What needs to be done:
Make an exact copy of the listing below.

Dataset excerpt:
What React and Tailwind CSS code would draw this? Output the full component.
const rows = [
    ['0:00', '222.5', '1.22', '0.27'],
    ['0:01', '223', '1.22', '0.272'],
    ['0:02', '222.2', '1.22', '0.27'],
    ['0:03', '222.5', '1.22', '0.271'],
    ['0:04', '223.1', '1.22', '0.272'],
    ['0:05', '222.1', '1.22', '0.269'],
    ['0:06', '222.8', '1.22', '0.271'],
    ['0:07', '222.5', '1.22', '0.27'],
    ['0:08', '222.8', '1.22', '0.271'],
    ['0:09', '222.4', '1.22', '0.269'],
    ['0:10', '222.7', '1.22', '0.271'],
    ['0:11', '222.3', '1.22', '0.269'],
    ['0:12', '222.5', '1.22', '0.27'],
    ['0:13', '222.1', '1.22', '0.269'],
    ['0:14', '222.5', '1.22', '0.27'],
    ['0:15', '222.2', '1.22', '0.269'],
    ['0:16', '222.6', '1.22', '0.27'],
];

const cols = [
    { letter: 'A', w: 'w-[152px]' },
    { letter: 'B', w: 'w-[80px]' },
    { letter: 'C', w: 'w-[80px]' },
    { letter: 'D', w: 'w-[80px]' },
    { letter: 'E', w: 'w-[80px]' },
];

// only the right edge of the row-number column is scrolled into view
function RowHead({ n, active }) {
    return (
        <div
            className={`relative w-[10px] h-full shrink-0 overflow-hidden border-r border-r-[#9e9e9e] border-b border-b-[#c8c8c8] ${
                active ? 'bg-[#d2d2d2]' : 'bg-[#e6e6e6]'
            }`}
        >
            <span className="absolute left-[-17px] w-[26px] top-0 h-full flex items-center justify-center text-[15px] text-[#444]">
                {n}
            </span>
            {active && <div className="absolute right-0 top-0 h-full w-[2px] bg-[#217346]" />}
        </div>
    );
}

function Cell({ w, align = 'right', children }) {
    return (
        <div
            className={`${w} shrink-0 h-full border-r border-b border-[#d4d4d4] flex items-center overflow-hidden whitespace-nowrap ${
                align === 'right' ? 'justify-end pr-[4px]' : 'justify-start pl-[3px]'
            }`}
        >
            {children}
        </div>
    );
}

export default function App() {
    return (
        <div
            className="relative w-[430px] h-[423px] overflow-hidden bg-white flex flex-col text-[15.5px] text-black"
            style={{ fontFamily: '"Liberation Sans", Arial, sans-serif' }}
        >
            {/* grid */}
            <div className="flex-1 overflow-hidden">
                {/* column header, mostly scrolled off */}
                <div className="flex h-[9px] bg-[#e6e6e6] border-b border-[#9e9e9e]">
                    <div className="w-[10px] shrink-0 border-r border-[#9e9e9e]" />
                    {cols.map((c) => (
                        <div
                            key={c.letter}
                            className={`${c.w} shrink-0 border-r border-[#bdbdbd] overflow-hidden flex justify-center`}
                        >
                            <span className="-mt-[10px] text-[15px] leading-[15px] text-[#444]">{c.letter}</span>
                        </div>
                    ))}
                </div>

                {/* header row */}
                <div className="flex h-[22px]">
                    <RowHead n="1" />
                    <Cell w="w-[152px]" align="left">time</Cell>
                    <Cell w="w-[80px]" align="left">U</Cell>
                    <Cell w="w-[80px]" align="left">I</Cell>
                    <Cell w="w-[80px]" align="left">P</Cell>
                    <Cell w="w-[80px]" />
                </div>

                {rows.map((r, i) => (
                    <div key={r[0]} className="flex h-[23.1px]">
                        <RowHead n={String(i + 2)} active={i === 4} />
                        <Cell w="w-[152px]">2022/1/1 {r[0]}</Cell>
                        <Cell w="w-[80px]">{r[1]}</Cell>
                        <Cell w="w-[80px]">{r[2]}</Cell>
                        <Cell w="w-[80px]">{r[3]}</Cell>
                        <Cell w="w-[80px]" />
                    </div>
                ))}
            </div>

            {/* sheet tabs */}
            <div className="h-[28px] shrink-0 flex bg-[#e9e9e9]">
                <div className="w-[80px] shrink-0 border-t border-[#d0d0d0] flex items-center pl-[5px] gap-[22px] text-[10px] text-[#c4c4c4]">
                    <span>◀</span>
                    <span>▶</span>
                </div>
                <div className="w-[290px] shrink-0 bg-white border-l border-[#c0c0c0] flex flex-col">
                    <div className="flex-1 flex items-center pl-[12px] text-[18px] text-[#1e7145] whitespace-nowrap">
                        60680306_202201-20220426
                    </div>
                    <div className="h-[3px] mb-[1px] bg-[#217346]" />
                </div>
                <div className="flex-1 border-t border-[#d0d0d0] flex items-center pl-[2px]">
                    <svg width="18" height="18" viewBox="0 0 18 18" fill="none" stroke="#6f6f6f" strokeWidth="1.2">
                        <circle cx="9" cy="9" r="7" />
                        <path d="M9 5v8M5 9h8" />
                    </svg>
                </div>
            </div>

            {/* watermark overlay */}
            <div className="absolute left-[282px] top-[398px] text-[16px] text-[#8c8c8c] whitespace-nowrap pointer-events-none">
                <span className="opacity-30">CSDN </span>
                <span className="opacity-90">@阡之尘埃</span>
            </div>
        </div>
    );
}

Full response:
What React and Tailwind CSS code would draw this? Output the full component.
const rows = [
    ['0:00', '222.5', '1.22', '0.27'],
    ['0:01', '223', '1.22', '0.272'],
    ['0:02', '222.2', '1.22', '0.27'],
    ['0:03', '222.5', '1.22', '0.271'],
    ['0:04', '223.1', '1.22', '0.272'],
    ['0:05', '222.1', '1.22', '0.269'],
    ['0:06', '222.8', '1.22', '0.271'],
    ['0:07', '222.5', '1.22', '0.27'],
    ['0:08', '222.8', '1.22', '0.271'],
    ['0:09', '222.4', '1.22', '0.269'],
    ['0:10', '222.7', '1.22', '0.271'],
    ['0:11', '222.3', '1.22', '0.269'],
    ['0:12', '222.5', '1.22', '0.27'],
    ['0:13', '222.1', '1.22', '0.269'],
    ['0:14', '222.5', '1.22', '0.27'],
    ['0:15', '222.2', '1.22', '0.269'],
    ['0:16', '222.6', '1.22', '0.27'],
];

const cols = [
    { letter: 'A', w: 'w-[152px]' },
    { letter: 'B', w: 'w-[80px]' },
    { letter: 'C', w: 'w-[80px]' },
    { letter: 'D', w: 'w-[80px]' },
    { letter: 'E', w: 'w-[80px]' },
];

// only the right edge of the row-number column is scrolled into view
function RowHead({ n, active }) {
    return (
        <div
            className={`relative w-[10px] h-full shrink-0 overflow-hidden border-r border-r-[#9e9e9e] border-b border-b-[#c8c8c8] ${
                active ? 'bg-[#d2d2d2]' : 'bg-[#e6e6e6]'
            }`}
        >
            <span className="absolute left-[-17px] w-[26px] top-0 h-full flex items-center justify-center text-[15px] text-[#444]">
                {n}
            </span>
            {active && <div className="absolute right-0 top-0 h-full w-[2px] bg-[#217346]" />}
        </div>
    );
}

function Cell({ w, align = 'right', children }) {
    return (
        <div
            className={`${w} shrink-0 h-full border-r border-b border-[#d4d4d4] flex items-center overflow-hidden whitespace-nowrap ${
                align === 'right' ? 'justify-end pr-[4px]' : 'justify-start pl-[3px]'
            }`}
        >
            {children}
        </div>
    );
}

export default function App() {
    return (
        <div
            className="relative w-[430px] h-[423px] overflow-hidden bg-white flex flex-col text-[15.5px] text-black"
            style={{ fontFamily: '"Liberation Sans", Arial, sans-serif' }}
        >
            {/* grid */}
            <div className="flex-1 overflow-hidden">
                {/* column header, mostly scrolled off */}
                <div className="flex h-[9px] bg-[#e6e6e6] border-b border-[#9e9e9e]">
                    <div className="w-[10px] shrink-0 border-r border-[#9e9e9e]" />
                    {cols.map((c) => (
                        <div
                            key={c.letter}
                            className={`${c.w} shrink-0 border-r border-[#bdbdbd] overflow-hidden flex justify-center`}
                        >
                            <span className="-mt-[10px] text-[15px] leading-[15px] text-[#444]">{c.letter}</span>
                        </div>
                    ))}
                </div>

                {/* header row */}
                <div className="flex h-[22px]">
                    <RowHead n="1" />
                    <Cell w="w-[152px]" align="left">time</Cell>
                    <Cell w="w-[80px]" align="left">U</Cell>
                    <Cell w="w-[80px]" align="left">I</Cell>
                    <Cell w="w-[80px]" align="left">P</Cell>
                    <Cell w="w-[80px]" />
                </div>

                {rows.map((r, i) => (
                    <div key={r[0]} className="flex h-[23.1px]">
                        <RowHead n={String(i + 2)} active={i === 4} />
                        <Cell w="w-[152px]">2022/1/1 {r[0]}</Cell>
                        <Cell w="w-[80px]">{r[1]}</Cell>
                        <Cell w="w-[80px]">{r[2]}</Cell>
                        <Cell w="w-[80px]">{r[3]}</Cell>
                        <Cell w="w-[80px]" />
                    </div>
                ))}
            </div>

            {/* sheet tabs */}
            <div className="h-[28px] shrink-0 flex bg-[#e9e9e9]">
                <div className="w-[80px] shrink-0 border-t border-[#d0d0d0] flex items-center pl-[5px] gap-[22px] text-[10px] text-[#c4c4c4]">
                    <span>◀</span>
                    <span>▶</span>
                </div>
                <div className="w-[290px] shrink-0 bg-white border-l border-[#c0c0c0] flex flex-col">
                    <div className="flex-1 flex items-center pl-[12px] text-[18px] text-[#1e7145] whitespace-nowrap">
                        60680306_202201-20220426
                    </div>
                    <div className="h-[3px] mb-[1px] bg-[#217346]" />
                </div>
                <div className="flex-1 border-t border-[#d0d0d0] flex items-center pl-[2px]">
                    <svg width="18" height="18" viewBox="0 0 18 18" fill="none" stroke="#6f6f6f" strokeWidth="1.2">
                        <circle cx="9" cy="9" r="7" />
                        <path d="M9 5v8M5 9h8" />
                    </svg>
                </div>
            </div>

            {/* watermark overlay */}
            <div className="absolute left-[282px] top-[398px] text-[16px] text-[#8c8c8c] whitespace-nowrap pointer-events-none">
                <span className="opacity-30">CSDN </span>
                <span className="opacity-90">@阡之尘埃</span>
            </div>
        </div>
    );
}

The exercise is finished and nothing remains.